Counter to conventional wisdom, Storz and his colleagues discovered that evolved changes in hemoglobin’s responsiveness to bicarbonate and phosphates were driven by different sets of mutations, so that the gain of one mechanism was not dependent on the loss of the other. Their comparison also revealed that, though a few mutations were enough to subtract the phosphate-binding sites, multiple others were needed to eliminate phosphate sensitivity all together. In much the same way, two mutations seemed to directly drive the emergence of bicarbonate sensitivity — but only when combined with or preceded by other, easy-to-miss mutations in remote regions of the hemoglobin.

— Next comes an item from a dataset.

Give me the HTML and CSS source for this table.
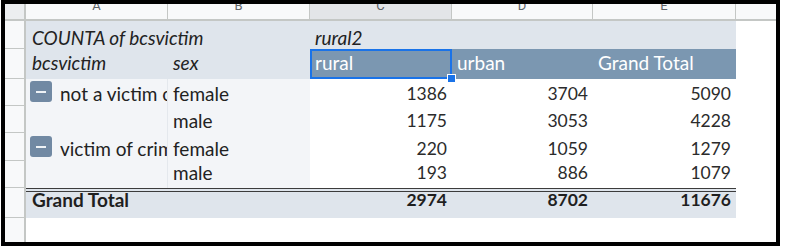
FILE: index.html
```html
<!DOCTYPE html>
<html>
<head>
<meta charset="utf-8">
<link rel="stylesheet" href="styles.css">
</head>
<body>
<div class="frame">
  <div class="sheet">
    <!-- column headers -->
    <div class="corner"></div>
    <div class="ch"><span>A</span></div>
    <div class="ch"><span>B</span></div>
    <div class="ch sel"><span>C</span></div>
    <div class="ch"><span>D</span></div>
    <div class="ch"><span>E</span></div>
    <div class="ch last"></div>

    <!-- row 1 -->
    <div class="rh"></div>
    <div class="c lh r1 first span2 it">COUNTA of bcsvictim</div>
    <div class="c lh r1 it">rural2</div>
    <div class="c lh r1"></div>
    <div class="c lh r1"></div>
    <div class="c r1"></div>

    <!-- row 2 -->
    <div class="rh"></div>
    <div class="c lh r2 first it">bcsvictim</div>
    <div class="c lh r2 it">sex</div>
    <div class="c hb r2 selected">rural<span class="handle"></span></div>
    <div class="c hb r2">urban</div>
    <div class="c hb r2">Grand Total</div>
    <div class="c r2"></div>

    <!-- row 3 -->
    <div class="rh"></div>
    <div class="c ld r3 grp"><span class="minus"></span><span class="lbl">not a victim of crime</span></div>
    <div class="c ld r3">female</div>
    <div class="c r3 num">1386</div>
    <div class="c r3 num">3704</div>
    <div class="c r3 num">5090</div>
    <div class="c r3"></div>

    <!-- row 4 -->
    <div class="rh"></div>
    <div class="c ld r4 grp"></div>
    <div class="c ld r4">male</div>
    <div class="c r4 num">1175</div>
    <div class="c r4 num">3053</div>
    <div class="c r4 num">4228</div>
    <div class="c r4"></div>

    <!-- row 5 -->
    <div class="rh"></div>
    <div class="c ld r5 grp"><span class="minus"></span><span class="lbl">victim of crime</span></div>
    <div class="c ld r5">female</div>
    <div class="c r5 num">220</div>
    <div class="c r5 num">1059</div>
    <div class="c r5 num">1279</div>
    <div class="c r5"></div>

    <!-- row 6 -->
    <div class="rh"></div>
    <div class="c ld r6 grp"></div>
    <div class="c ld r6">male</div>
    <div class="c r6 num">193</div>
    <div class="c r6 num">886</div>
    <div class="c r6 num">1079</div>
    <div class="c r6"></div>

    <!-- row 7 -->
    <div class="rh"></div>
    <div class="c gt r7 first">Grand Total</div>
    <div class="c gt r7"></div>
    <div class="c gt r7 num">2974</div>
    <div class="c gt r7 num">8702</div>
    <div class="c gt r7 num">11676</div>
    <div class="c r7"></div>

    <!-- row 8 -->
    <div class="rh end"></div>
    <div class="c"></div>
    <div class="c"></div>
    <div class="c"></div>
    <div class="c"></div>
    <div class="c"></div>
    <div class="c"></div>
  </div>
</div>
</body>
</html>
```

FILE: styles.css
```css
html, body {
  margin: 0;
  padding: 0;
  background: #ffffff;
}

body {
  font-family: Lato, "Noto Sans", sans-serif;
}

.frame {
  margin-left: 1px;
  width: 779px;
  height: 246px;
  border: 4px solid #000;
  box-sizing: border-box;
  overflow: hidden;
  background: #fff;
}

.sheet {
  display: grid;
  grid-template-columns: 21px 142px 142px 142px 141px 143px 1fr;
  grid-template-rows: 17px 28px 30px 27px 27px 28px 27px 30px 1fr;
  height: 100%;
}

/* headers */
.corner {
  background: #eceef0;
  border-right: 2px solid #c4c7c5;
  border-bottom: 2px solid #c4c7c5;
}

.ch {
  background: #f8f9fa;
  border-right: 1px solid #c4c7c5;
  border-bottom: 2px solid #c4c7c5;
  display: flex;
  justify-content: center;
  align-items: flex-start;
  font-family: Roboto, "Liberation Sans", sans-serif;
  font-size: 13px;
  color: #5f6368;
  overflow: visible;
}

.ch span {
  line-height: 13px;
  margin-top: -5px;
}

.ch.sel {
  background: #e3e5e8;
}

.ch.last {
  border-right: none;
}

.rh {
  background: #f8f9fa;
  border-right: 2px solid #c4c7c5;
  border-bottom: 1px solid #c4c7c5;
}

.rh.end {
  border-bottom: none;
}

/* cells */
.c {
  display: flex;
  align-items: flex-end;
  white-space: nowrap;
  overflow: hidden;
  font-size: 19px;
  line-height: 20px;
  color: #222;
  padding: 0 5px;
  box-sizing: border-box;
  min-width: 0;
}

.first {
  padding-left: 6px;
}

.span2 {
  grid-column: span 2;
}

.it {
  font-style: italic;
}

.num {
  justify-content: flex-end;
  color: #2b2b2b;
  font-size: 17.5px;
}

.r1 { padding-bottom: 1px; }
.r2 { padding-bottom: 6px; }
.r3 { padding-bottom: 2px; }
.r4 { padding-bottom: 2px; }
.r5 { padding-bottom: 2px; }
.r6 { padding-bottom: 5px; }
.r7 { padding-bottom: 8px; }

.lh {
  background: #dfe5ec;
}

.hb {
  background: #7b97b1;
  color: #ffffff;
}

.ld {
  background: #f3f5f8;
}

.grp {
  padding-left: 4px;
  padding-right: 0;
  border-right: 1px solid #e4e8ed;
}

.minus {
  flex: none;
  width: 22px;
  height: 21px;
  border-radius: 3px;
  background: #7189a3;
  margin-right: 8px;
  margin-bottom: 2px;
  display: flex;
  align-items: center;
  justify-content: center;
}

.minus::before {
  content: "";
  width: 10px;
  height: 2px;
  background: #eef2f6;
}

.lbl {
  overflow: hidden;
}

.gt {
  background: #dfe5ec;
  font-weight: 700;
  color: #1f1f1f;
  border-top: 4px double #3c3c3c;
}

.selected {
  position: relative;
  overflow: visible;
}

.selected::after {
  content: "";
  position: absolute;
  inset: 0;
  border: 2px solid #1a73e8;
}

.handle {
  position: absolute;
  right: -4px;
  bottom: -4px;
  width: 7px;
  height: 7px;
  background: #1a73e8;
  border: 1px solid #ffffff;
  z-index: 2;
}
```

Storz said the findings speak to the fact that a combination of mutations might yield functional changes that transcend the sum of their individual effects. A mutation that produces no functional effect on its own might, in any number of ways, open a path to other mutations with clear, direct consequences. In the same vein, he said, those later mutations might influence little without the proper stage-setting predecessors already in place. And all of those factors can be supercharged or waylaid by the environment in which they unfold.

“When you have these complex interactions, it suggests that certain evolutionary solutions are only accessible from certain ancestral starting points,” Storz said. “With the ancestral archosaur hemoglobin, you have a genetic background that makes it possible to evolve the unique properties that we see in hemoglobins of modern-day crocodilians. By contrast, with the ancestor of mammals as a starting point, it may be that there’s some way that you could evolve the same property, but it would have to be through a completely different molecular mechanism, because you’re working within a completely different structural context.”

For better or worse, Storz said, the study also helps explain the difficulty of engineering a human hemoglobin that can mimic and approach the performance of the crocodilian.

“We can’t just say, ‘OK, it’s mainly due to these five mutations. If we take human hemoglobin and just introduce those mutations, voilà, we’ll have one with those same exact properties, and we’ll be able to stay underwater for two hours, too,’” Storz said. “It turns out that’s not the case.

“There are lots of can’t-get-there-from-here problems in the tree of life.”

Storz, Natarajan and Bautista conducted the study with Signore, now at the University of Manitoba; Aarhus University’s Angela Fago; Mississippi State University’s Federico Hoffmann; and Yokohama City University’s Jeremy Tame. The researchers detailed their findings in the journal Current Biology, receiving support from the National Science Foundation and National Institutes of Health.